The PROP Trading Act is intended to reduce high-risk speculation at our nation's critical financial institutions, encouraging them instead to focus on lower-risk, client-oriented services.

In addition, the PROP Trading Act would address fundamental conflicts of interest associated with the sale of packages of securities made up of loans.  Some financial firms put together and sold securities to their clients and then bet heavily against them.  As some have noted, this is like building a car with no brakes, and then taking out life insurance on the purchasers.  The PROP Trading Act would establish strong conflicts of interest protections to protect clients from these unfair and deceptive practices.

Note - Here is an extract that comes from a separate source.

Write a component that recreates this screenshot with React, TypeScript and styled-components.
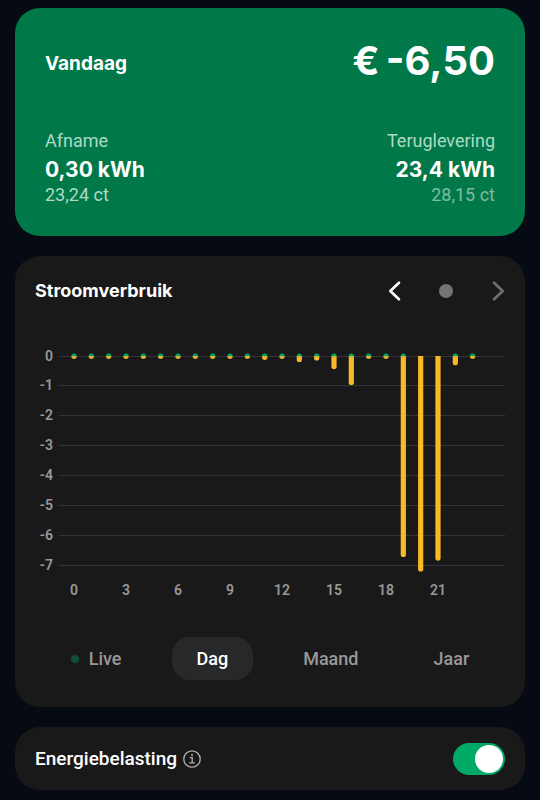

This legislation has been endorsed by business and investment leaders John Reed, the former Chair and CEO of Citibank, Bill Hambrecht, Chairman and CEO of WRHambrecht + Co, and Jeremy Grantham, Chairman of Grantham, Mayo, Van Otterloo & Co; leading academics Joseph Stiglitz, Robert Reich and Robert Johnson, Director of Economic Policy for the Roosevelt Institute; and major organizations calling for real Wall Street reform, including the Independent Community Bankers of America, Americans for Financial Reform, and the AFL-CIO.